Your task is to write out only the lines running from the line with "Generate a component" to the line with "number; name: string;", both ends kept, with no images.

START

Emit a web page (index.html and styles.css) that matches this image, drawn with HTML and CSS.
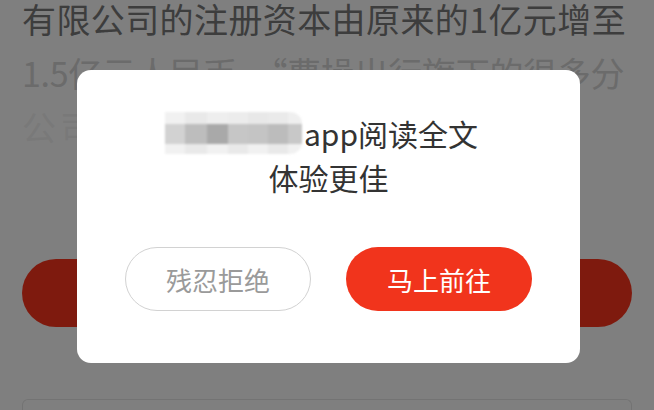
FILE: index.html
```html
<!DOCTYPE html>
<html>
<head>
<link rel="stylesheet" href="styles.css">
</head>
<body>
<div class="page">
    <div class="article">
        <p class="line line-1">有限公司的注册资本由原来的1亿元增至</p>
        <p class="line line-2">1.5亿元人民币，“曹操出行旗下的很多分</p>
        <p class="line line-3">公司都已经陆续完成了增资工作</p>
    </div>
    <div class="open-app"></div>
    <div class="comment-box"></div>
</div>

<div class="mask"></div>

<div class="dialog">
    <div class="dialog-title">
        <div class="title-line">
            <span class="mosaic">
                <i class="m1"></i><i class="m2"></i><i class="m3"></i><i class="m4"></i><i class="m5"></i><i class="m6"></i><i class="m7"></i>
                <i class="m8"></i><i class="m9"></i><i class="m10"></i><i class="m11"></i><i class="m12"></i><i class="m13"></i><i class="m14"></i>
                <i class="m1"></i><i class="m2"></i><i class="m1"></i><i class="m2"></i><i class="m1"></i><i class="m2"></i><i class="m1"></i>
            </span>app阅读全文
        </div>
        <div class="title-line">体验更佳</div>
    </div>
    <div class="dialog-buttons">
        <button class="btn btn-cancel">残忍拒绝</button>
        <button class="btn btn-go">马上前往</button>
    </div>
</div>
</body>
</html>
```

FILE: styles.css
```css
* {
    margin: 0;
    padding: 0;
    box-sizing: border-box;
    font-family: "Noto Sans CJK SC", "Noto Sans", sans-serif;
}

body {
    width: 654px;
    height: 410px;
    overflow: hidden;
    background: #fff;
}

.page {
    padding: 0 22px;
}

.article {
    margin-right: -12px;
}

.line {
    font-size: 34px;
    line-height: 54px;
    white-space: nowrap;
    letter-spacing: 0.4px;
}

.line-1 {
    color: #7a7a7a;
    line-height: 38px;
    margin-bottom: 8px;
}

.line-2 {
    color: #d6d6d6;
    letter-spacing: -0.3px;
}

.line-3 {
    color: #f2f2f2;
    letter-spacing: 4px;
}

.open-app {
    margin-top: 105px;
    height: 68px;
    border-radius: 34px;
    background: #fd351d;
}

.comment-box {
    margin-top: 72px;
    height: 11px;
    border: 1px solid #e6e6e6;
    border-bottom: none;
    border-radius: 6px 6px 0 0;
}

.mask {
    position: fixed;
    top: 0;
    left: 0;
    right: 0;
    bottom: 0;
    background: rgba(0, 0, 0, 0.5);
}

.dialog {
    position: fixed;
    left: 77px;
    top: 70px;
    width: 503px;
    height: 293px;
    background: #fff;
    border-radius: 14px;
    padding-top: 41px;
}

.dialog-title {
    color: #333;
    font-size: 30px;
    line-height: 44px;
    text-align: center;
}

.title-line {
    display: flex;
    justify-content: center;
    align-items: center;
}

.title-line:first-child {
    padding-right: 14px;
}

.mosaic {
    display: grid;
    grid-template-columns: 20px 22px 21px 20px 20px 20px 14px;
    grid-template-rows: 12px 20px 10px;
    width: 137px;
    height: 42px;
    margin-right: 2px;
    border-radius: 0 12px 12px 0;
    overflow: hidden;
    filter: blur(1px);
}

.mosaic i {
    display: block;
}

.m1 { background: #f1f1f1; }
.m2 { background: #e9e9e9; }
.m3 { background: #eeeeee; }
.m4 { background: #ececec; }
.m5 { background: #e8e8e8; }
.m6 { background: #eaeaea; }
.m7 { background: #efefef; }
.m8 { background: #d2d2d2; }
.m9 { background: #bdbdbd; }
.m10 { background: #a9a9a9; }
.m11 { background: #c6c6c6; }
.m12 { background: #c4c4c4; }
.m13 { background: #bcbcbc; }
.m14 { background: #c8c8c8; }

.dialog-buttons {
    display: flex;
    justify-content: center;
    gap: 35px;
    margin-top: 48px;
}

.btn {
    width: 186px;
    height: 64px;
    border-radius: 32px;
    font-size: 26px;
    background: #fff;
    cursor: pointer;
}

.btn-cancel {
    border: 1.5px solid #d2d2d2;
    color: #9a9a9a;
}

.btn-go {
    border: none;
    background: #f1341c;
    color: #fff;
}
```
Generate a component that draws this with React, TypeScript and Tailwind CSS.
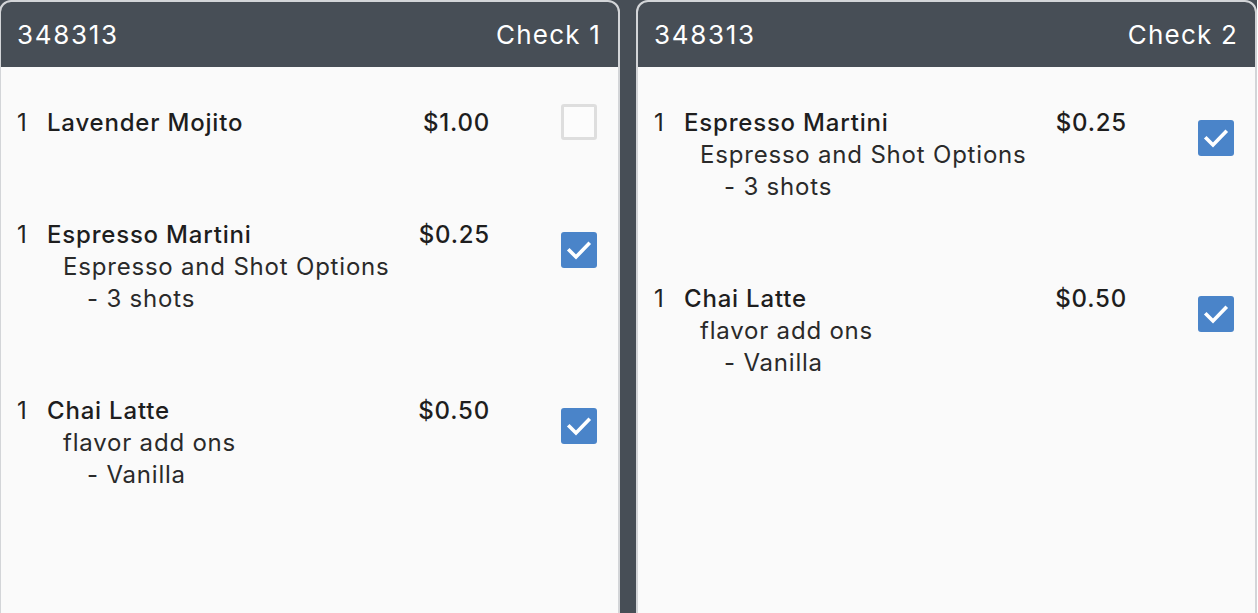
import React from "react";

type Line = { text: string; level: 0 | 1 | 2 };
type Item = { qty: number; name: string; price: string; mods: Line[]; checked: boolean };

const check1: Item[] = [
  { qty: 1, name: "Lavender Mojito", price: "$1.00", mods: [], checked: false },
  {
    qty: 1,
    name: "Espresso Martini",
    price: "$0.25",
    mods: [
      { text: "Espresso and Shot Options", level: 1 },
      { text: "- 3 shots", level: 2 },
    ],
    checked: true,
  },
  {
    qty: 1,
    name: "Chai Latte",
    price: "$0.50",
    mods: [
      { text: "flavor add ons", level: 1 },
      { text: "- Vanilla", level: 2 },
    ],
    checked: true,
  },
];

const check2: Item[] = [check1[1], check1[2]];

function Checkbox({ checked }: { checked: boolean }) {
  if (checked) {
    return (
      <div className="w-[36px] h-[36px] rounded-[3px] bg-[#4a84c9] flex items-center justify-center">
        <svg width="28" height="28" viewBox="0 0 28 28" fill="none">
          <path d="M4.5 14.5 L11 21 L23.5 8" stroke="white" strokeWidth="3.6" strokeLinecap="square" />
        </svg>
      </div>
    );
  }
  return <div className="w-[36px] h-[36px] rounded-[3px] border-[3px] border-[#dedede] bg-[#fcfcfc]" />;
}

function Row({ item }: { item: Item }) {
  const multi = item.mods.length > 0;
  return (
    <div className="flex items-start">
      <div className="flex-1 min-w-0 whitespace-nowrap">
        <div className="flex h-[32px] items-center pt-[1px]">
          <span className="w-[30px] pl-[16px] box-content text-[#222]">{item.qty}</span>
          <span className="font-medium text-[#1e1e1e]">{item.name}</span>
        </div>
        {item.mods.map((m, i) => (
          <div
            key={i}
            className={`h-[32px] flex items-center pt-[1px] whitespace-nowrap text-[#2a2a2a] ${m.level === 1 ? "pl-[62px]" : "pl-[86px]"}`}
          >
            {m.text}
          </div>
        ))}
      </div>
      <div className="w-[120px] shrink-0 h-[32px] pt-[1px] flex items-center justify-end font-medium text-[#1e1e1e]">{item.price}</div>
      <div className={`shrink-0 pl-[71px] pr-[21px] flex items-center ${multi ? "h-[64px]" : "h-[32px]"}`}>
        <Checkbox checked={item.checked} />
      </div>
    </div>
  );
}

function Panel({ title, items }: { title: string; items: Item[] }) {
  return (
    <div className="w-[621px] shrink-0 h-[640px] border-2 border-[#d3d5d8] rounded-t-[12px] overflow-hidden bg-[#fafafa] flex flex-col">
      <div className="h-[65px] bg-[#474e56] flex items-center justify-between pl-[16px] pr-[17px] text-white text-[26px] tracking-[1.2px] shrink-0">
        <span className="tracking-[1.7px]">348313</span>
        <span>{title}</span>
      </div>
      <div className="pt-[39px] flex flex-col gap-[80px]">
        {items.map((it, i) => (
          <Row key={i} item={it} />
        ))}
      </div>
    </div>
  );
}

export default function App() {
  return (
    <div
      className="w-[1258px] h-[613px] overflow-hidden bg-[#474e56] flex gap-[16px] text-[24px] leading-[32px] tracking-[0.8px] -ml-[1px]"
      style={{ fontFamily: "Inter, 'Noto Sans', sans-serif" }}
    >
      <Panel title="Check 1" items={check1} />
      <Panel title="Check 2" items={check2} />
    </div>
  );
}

END

◆ WORKED SOLUTION
Generate a component that draws this with React, TypeScript and Tailwind CSS.
import React from "react";

type Line = { text: string; level: 0 | 1 | 2 };
type Item = { qty: number; name: string; price: string; mods: Line[]; checked: boolean };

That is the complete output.